[BEGIN]
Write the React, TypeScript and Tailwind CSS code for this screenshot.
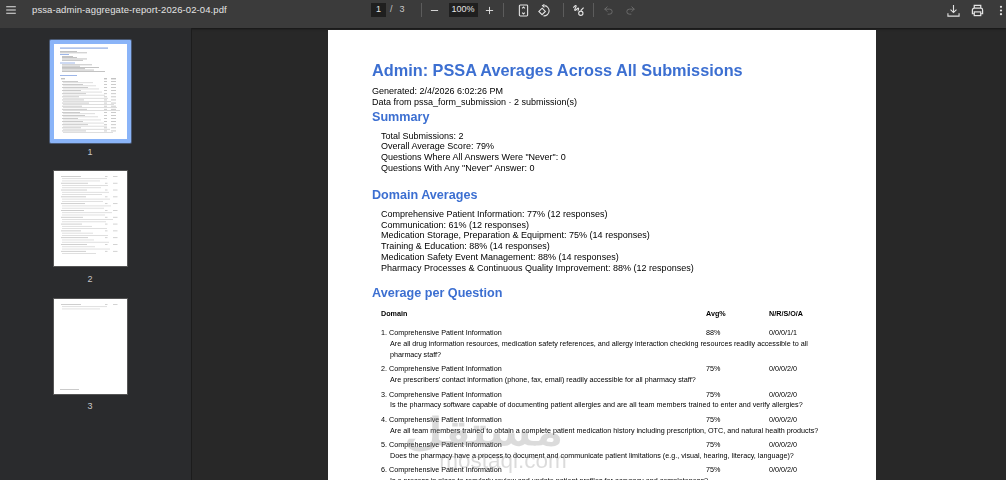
import { Minus, Plus, Redo2, Undo2 } from 'lucide-react';

const summary = [
  'Total Submissions: 2',
  'Overall Average Score: 79%',
  'Questions Where All Answers Were "Never": 0',
  'Questions With Any "Never" Answer: 0',
];

const domains = [
  'Comprehensive Patient Information: 77% (12 responses)',
  'Communication: 61% (12 responses)',
  'Medication Storage, Preparation & Equipment: 75% (14 responses)',
  'Training & Education: 88% (14 responses)',
  'Medication Safety Event Management: 88% (14 responses)',
  'Pharmacy Processes & Continuous Quality Improvement: 88% (12 responses)',
];

const questions = [
  { avg: '88%', counts: '0/0/0/1/1', text: 'Are all drug information resources, medication safety references, and allergy interaction checking resources readily accessible to all pharmacy staff?' },
  { avg: '75%', counts: '0/0/0/2/0', text: "Are prescribers' contact information (phone, fax, email) readily accessible for all pharmacy staff?" },
  { avg: '75%', counts: '0/0/0/2/0', text: 'Is the pharmacy software capable of documenting patient allergies and are all team members trained to enter and verify allergies?' },
  { avg: '75%', counts: '0/0/0/2/0', text: 'Are all team members trained to obtain a complete patient medication history including prescription, OTC, and natural health products?' },
  { avg: '75%', counts: '0/0/0/2/0', text: 'Does the pharmacy have a process to document and communicate patient limitations (e.g., visual, hearing, literacy, language)?' },
  { avg: '75%', counts: '0/0/0/2/0', text: 'Is a process in place to regularly review and update patient profiles for accuracy and completeness?' },
];

function ThumbLines({ rows, footer }: { rows: number; footer?: boolean }) {
  const items = Array.from({ length: rows }, (_, i) => i);
  return (
    <svg viewBox="0 0 73 95" className="h-full w-full blur-[0.4px]">
      {items.map((i) => {
        const y = 5 + i * 2.27;
        const long = i % 3 !== 0;
        const w = long ? 30 + ((i * 37) % 22) : 20 + ((i * 13) % 8);
        return (
          <g key={i}>
            <rect x={long ? 8 : 7} y={y} width={w} height="0.8" fill={long ? '#d8d8d8' : '#c4c4c4'} />
            {!long && <rect x="51" y={y} width="2.5" height="0.8" fill="#c8c8c8" />}
            {!long && <rect x="59" y={y} width="4.5" height="0.8" fill="#c8c8c8" />}
          </g>
        );
      })}
      {footer && <rect x="6" y="90" width="19" height="0.8" fill="#bdbdbd" />}
    </svg>
  );
}

function FirstThumb() {
  return (
    <svg viewBox="0 0 73 95" className="h-full w-full blur-[0.4px]">
      <rect x="6" y="3.500" width="48" height="1.2" fill="#8fabe3" />
      <rect x="6" y="7" width="17" height="0.7" fill="#aaa" />
      <rect x="6" y="8.500" width="27" height="0.7" fill="#aaa" />
      <rect x="6" y="10" width="9" height="1" fill="#9db6e8" />
      {[12, 13.3, 14.6, 15.9].map((y, i) => (
        <rect key={y} x="8" y={y} width={[11, 15, 25, 21][i]} height="0.7" fill="#aaa" />
      ))}
      <rect x="6" y="18.500" width="15" height="1" fill="#9db6e8" />
      {[20.5, 21.8, 23.1, 24.4, 25.7, 27].map((y, i) => (
        <rect key={y} x="8" y={y} width={[30, 18, 37, 23, 32, 43][i]} height="0.7" fill="#aaa" />
      ))}
      <rect x="6" y="31" width="17" height="1" fill="#9db6e8" />
      <rect x="7" y="34.500" width="4" height="0.7" fill="#888" />
      <rect x="50" y="34.500" width="3" height="0.7" fill="#888" />
      <rect x="57" y="34.500" width="5" height="0.7" fill="#888" />
      {Array.from({ length: 17 }, (_, i) => i).map((i) => (
        <g key={i}>
          <rect x="8" y={37 + i * 3.1} width={16 + ((i * 29) % 12)} height="0.7" fill="#b5b5b5" />
          <rect x="9" y={38.4 + i * 3.1} width={30 + ((i * 31) % 28)} height="0.7" fill="#d0d0d0" />
          <rect x="50" y={37 + i * 3.1} width="3" height="0.7" fill="#b5b5b5" />
          <rect x="57" y={37 + i * 3.1} width="5" height="0.7" fill="#b5b5b5" />
        </g>
      ))}
    </svg>
  );
}

function Divider({ className }: { className: string }) {
  return <div className={`h-[14px] w-px bg-[#5c5c5c] ${className}`} />;
}

function Toolbar() {
  return (
    <header className="flex h-[28px] shrink-0 items-start bg-[#3b3b3b] pt-[3px] text-[#e3e3e3] shadow-[0_1px_2px_rgba(0,0,0,0.5)]">
      <div className="flex h-[14px] w-[371px] items-center">
        <svg viewBox="0 0 12 10" className="ml-[6px] h-[8px] w-[10px]" fill="none" stroke="currentColor" strokeWidth="1.300">
          <path d="M0 1h12M0 5h12M0 9h12" />
        </svg>
        <span className="ml-[16px] text-[9.5px] font-medium tracking-[0.1px]">pssa-admin-aggregate-report-2026-02-04.pdf</span>
      </div>
      <div className="flex h-[14px] flex-1 items-center">
        <span className="flex h-[14px] w-[15px] items-center justify-center bg-[#1f1f1f] text-[9px]">1</span>
        <span className="ml-[4px] text-[9px] text-[#c7c7c7]">/</span>
        <span className="ml-[7px] text-[9px] text-[#c7c7c7]">3</span>
        <Divider className="ml-[16px]" />
        <Minus className="ml-[7px] h-[11px] w-[11px]" />
        <span className="ml-[9px] flex h-[14px] w-[29px] items-center justify-center bg-[#1f1f1f] text-[9px]">100%</span>
        <Plus className="ml-[6px] h-[11px] w-[11px]" />
        <Divider className="ml-[8px]" />
        <svg viewBox="0 0 12 14" className="ml-[14px] h-[13px] w-[11px]" fill="none" stroke="currentColor" strokeWidth="1.200">
          <rect x="1.500" y="1" width="9" height="12" rx="1" />
          <path d="M4.500 4.800 6 3.300l1.500 1.500M4.500 9.200 6 10.700l1.500-1.500" />
        </svg>
        <svg viewBox="0 0 14 14" className="ml-[8px] h-[13px] w-[13px]" fill="none" stroke="currentColor" strokeWidth="1.200">
          <path d="M8 1.800a5.300 5.300 0 1 1-1 11M8 .5 6 1.800l2 1.800" />
          <path d="M5.500 4.500 9 8l-3.500 3.500L2 8z" />
        </svg>
        <Divider className="ml-[13px]" />
        <svg viewBox="0 0 14 14" className="ml-[8px] h-[13px] w-[13px]" fill="none" stroke="currentColor" strokeWidth="1.200">
          <path d="M1.500 4c1-1.500 2.500-3 3-2.200C5 3 2 6 3 6.800c1 .7 3-2.800 4-2.300.8.500-1 2.500-.3 3" />
          <circle cx="9.500" cy="10" r="2.300" />
          <path d="m12.500 4-3 3" />
        </svg>
        <Divider className="ml-[8px]" />
        <Undo2 className="ml-[9px] h-[11px] w-[11px] text-[#6f6f6f]" />
        <Redo2 className="ml-[11px] h-[11px] w-[11px] text-[#6f6f6f]" />
      </div>
      <div className="flex h-[14px] items-center">
        <svg viewBox="0 0 14 14" className="h-[13px] w-[13px]" fill="none" stroke="currentColor" strokeWidth="1.200">
          <path d="M7 1v8M3.800 6 7 9.200 10.200 6M1 10v3h12v-3" />
        </svg>
        <svg viewBox="0 0 14 14" className="ml-[11px] h-[13px] w-[13px]" fill="none" stroke="currentColor" strokeWidth="1.300">
          <path d="M3.500 4.500V1.500h7v3M3.500 10.500H1.500v-4a2 2 0 0 1 2-2h7a2 2 0 0 1 2 2v4h-2" />
          <rect x="3.500" y="8.500" width="7" height="4" />
        </svg>
        <svg viewBox="0 0 4 14" className="ml-[15px] mr-[3px] h-[13px] w-[4px]" fill="currentColor">
          <circle cx="2" cy="3" r="1.200" />
          <circle cx="2" cy="7" r="1.200" />
          <circle cx="2" cy="11" r="1.200" />
        </svg>
      </div>
    </header>
  );
}

function Sidebar() {
  return (
    <aside className="flex w-[191px] shrink-0 flex-col items-center bg-[#2a2b2d] pr-[11px] text-[9px] leading-[11px] text-[#c7c7c7]">
      <div className="mt-[12px] h-[103px] w-[81px] rounded-[1px] bg-[#8ab4f8] p-[4px] shadow-[0_0_0_1px_#4a5a75]">
        <div className="h-full w-full bg-white">
          <FirstThumb />
        </div>
      </div>
      <span className="mt-[4px]">1</span>
      <div className="mt-[13px] h-[95px] w-[73px] bg-white shadow-[0_0_0_1px_#555]">
        <ThumbLines rows={35} />
      </div>
      <span className="mt-[8px]">2</span>
      <div className="mt-[14px] h-[95px] w-[73px] bg-white shadow-[0_0_0_1px_#555]">
        <ThumbLines rows={3} footer />
      </div>
      <span className="mt-[7px]">3</span>
    </aside>
  );
}

function SectionTitle({ children, className }: { children: string; className: string }) {
  return <h2 className={`text-[12.6px] font-bold leading-[15px] text-[#3c6fd1] ${className}`}>{children}</h2>;
}

function Page() {
  return (
    <article className="ml-[136px] mt-[2px] w-[548px] bg-white px-[44px] pt-[29px] text-[9px] leading-[10.8px] text-black blur-[0.25px]">
      <h1 className="whitespace-nowrap text-[16.3px] font-bold leading-[22px] text-[#3c6fd1]">Admin: PSSA Averages Across All Submissions</h1>
      <p className="mt-[5px]">Generated: 2/4/2026 6:02:26 PM</p>
      <p>Data from pssa_form_submission · 2 submission(s)</p>
      <SectionTitle className="mt-[2px]">Summary</SectionTitle>
      <ul className="mt-[6px] pl-[9px]">
        {summary.map((line) => (
          <li key={line}>{line}</li>
        ))}
      </ul>
      <SectionTitle className="mt-[14px]">Domain Averages</SectionTitle>
      <ul className="mt-[6px] pl-[9px]">
        {domains.map((line) => (
          <li key={line}>{line}</li>
        ))}
      </ul>
      <SectionTitle className="mt-[12px]">Average per Question</SectionTitle>
      <div className="mt-[8px] text-[7.2px] leading-[10.8px]">
        <div className="grid grid-cols-[325px_63px_1fr] pl-[9px] font-bold">
          <span>Domain</span>
          <span>Avg%</span>
          <span>N/R/S/O/A</span>
        </div>
        <div className="mt-[9px] flex flex-col gap-[3.6px]">
          {questions.map((q, i) => (
            <div key={i} className="pl-[9px]">
              <div className="grid grid-cols-[325px_63px_1fr]">
                <span>{i + 1}. Comprehensive Patient Information</span>
                <span>{q.avg}</span>
                <span>{q.counts}</span>
              </div>
              <p className="pl-[9px] pr-[8px]">{q.text}</p>
            </div>
          ))}
        </div>
      </div>
    </article>
  );
}

export default function App() {
  return (
    <div className="relative flex h-[480px] w-[1006px] flex-col overflow-hidden bg-[#282828] font-['Liberation_Sans',Arial,sans-serif]">
      <Toolbar />
      <div className="flex min-h-0 flex-1">
        <Sidebar />
        <main className="min-w-0 flex-1 overflow-hidden border-l border-[#1c1c1c]">
          <Page />
        </main>
      </div>
      <div className="pointer-events-none absolute left-[442px] top-[408px] flex w-[122px] flex-col items-center text-[#8c8c8c] opacity-30 blur-[0.5px]">
        <span dir="rtl" className="-translate-x-[20px] scale-x-[1.4] font-['Noto_Sans',sans-serif] text-[38px] font-bold leading-[44px]">مستقل</span>
        <span className="whitespace-nowrap text-[22.5px] leading-[18px]">mostaql.com</span>
      </div>
    </div>
  );
}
[END]
## EXERCISE
Leave out the pictures and repeat exactly the lines from the start of the material through the line that contains "Plus, Redo2, Undo2", both included.

## WRITTEN RESPONSE
Write the React, TypeScript and Tailwind CSS code for this screenshot.
import { Minus, Plus, Redo2, Undo2 } from 'lucide-react';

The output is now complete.